Everyone wants to find their one, true love. You know, the kind of love that’s the “happily ever after,” the “end-all, be-all” of your life. No more Tinder and Bumble, no more trying to make awkward conversation at the bar with strangers – just tons of time to lay on the couch without pants on watching the same season of The Office every Friday night. F*cking true romance right there, friends. But, in order to get there, one has to win over their potential mate – you know? Really get in there and give it your all. But, sometimes, we do some pretty embarrassing things for love and afterward, we realize we probably shouldn’t have gone so far.
When I was in the 6th grade, I had the most MASSIVE crush on my best guy friend. I would help him with his homework every day in study hallband then afterwards we’d talk about books and TV shows. So of course, my chubby little self had never been rejected, and I decided it would be a good idea to ask him out. And who did I ask for advice? One of the “popular” girls in my class, who told me it was a great idea despite knowing I was going to get shot down immediately. She made sure to be front and center when I asked him out on the playground in front of EVERYONE. Of course he rejected me, but at that point it was still okay to use the excuse “My mom says I can’t have a girlfriend yet.” I was a little heartbroken, but I believed him. Then shortly after he started dating my best friend. I was still friends with the guy even after all the awkwardness, until he changed schools. Now that we’re in college and I see him on social media as beautiful as I remember, I’m tempted to reach out but I also don’t want to relieve the worst day of 12-year-old me’s life again.
In 8th grade, a friend and I signed up to sing a duet in our school’s talent show. The day before the show, my friend got sick and lost her voice, forcing me to change songs or drop out of the show (and lose our participation deposit.) Being the hopeless romantic that I am, I decided to sing my (then) girlfriend’s favorite song, Hey There Delilah. (I knew it was her favorite because it was her MySpace song.) I spent all night learning the song, but when it came time for the show, I completely blanked and forgot the words halfway through the song. Needless to say, I can’t listen to that song without triggering anxiety, and no, I still do not know the words 10 years later.
I had the HUGEST crush in this boy for like a solid 5 years, since 2nd grade.

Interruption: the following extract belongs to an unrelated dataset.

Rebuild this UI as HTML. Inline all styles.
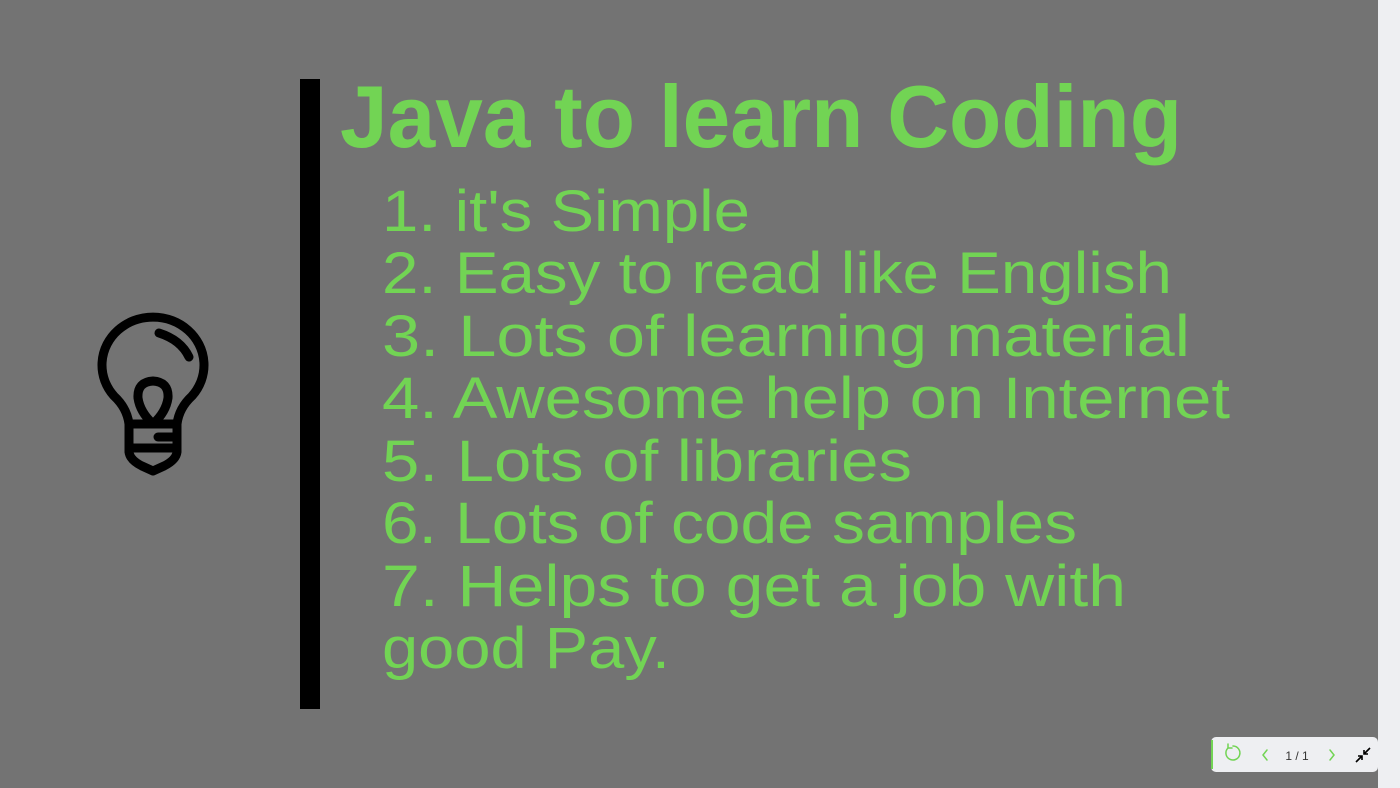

I just thought he was sooo perfect and could do no wrong. in 7th grade i decided to write him a HUGEASS love letter, like I kid you not, it was a solid 3 pages, typed, single spaced. it was anonymous but he figured out that it was me. we did the stupid middle school “dating” where we basically talked over text but it didn’t last lol. now 4 years later we hardly speak and I heard he’s the type of guy to ask for nudes and stuff. yuck, what was i thinking.

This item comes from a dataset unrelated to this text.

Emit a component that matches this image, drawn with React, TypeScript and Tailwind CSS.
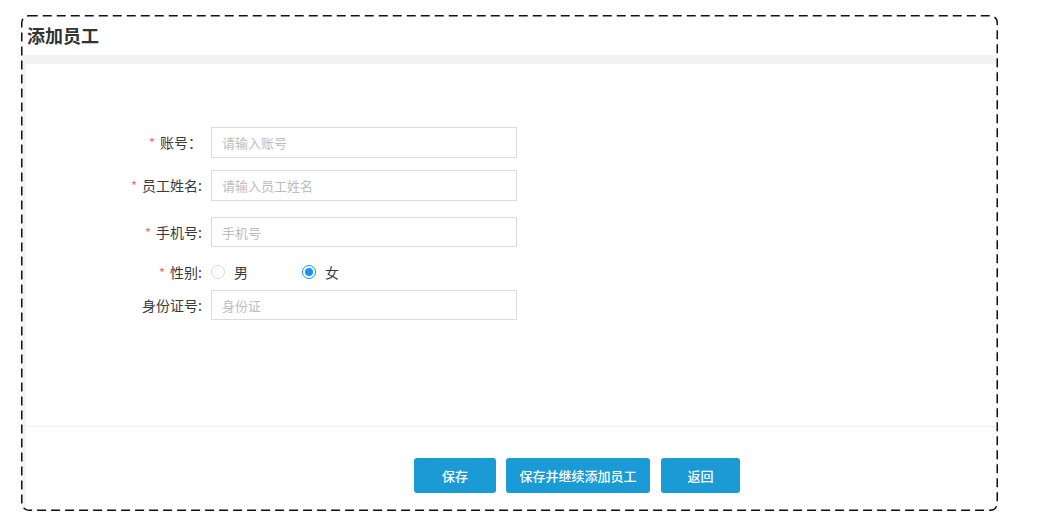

When I was sixteen I met a guy in my home town at our yearly carnival. I was a bit too young for him so nothing happened. The next year I had a boyfriend and he sorely tempted me but I said no. When I was 18 and single, and me very much in love with him by that year, we hooked up. He told me he couldn’t commit and I believed that (because issues – him, not me). We had been going on like that for about two years, only meeting twice a year and I’d give in again.
So one night, I was so out of my mind knowing I was going to lose him again for another six months at least bc he’s stopped answering texts again. I called him, rehearsing for a long time, to tell him I wanted things to be just casual (big lie), in order to keep him with me a little longer and a bit more frequently by presenting it as a no-strings thing. I think he saw something coming, because before I could get far, he tried (he did try) to gently break the news that he had met someone who he was in a relationship with now. Turned out, he could commit if it was the right girl, even if it took him years. It took ME years to get over the fact that it wasn’t me. And that I had been willing to betray everything I believe about love just to hold on to him. The whole thing, from my sixteen years onwards to finally letting go, has taken me a good ten years.
I really should have let it go. And guess who saw all of this coming at 16? That’s right. Mom does know best.
I️ had a new, cute boy in my home room junior year of high school. I️ was in the band, and somehow found out he played the saxophone. The band needed more sax players, so I️ immediately told my band teacher his name.
He got called down to the band room during home room one day and was asked to join. He was mortified and refused. EVERYONE knew I️ had been the one to suggest this.
We never happened, but at least my band director tried to be a good wingman.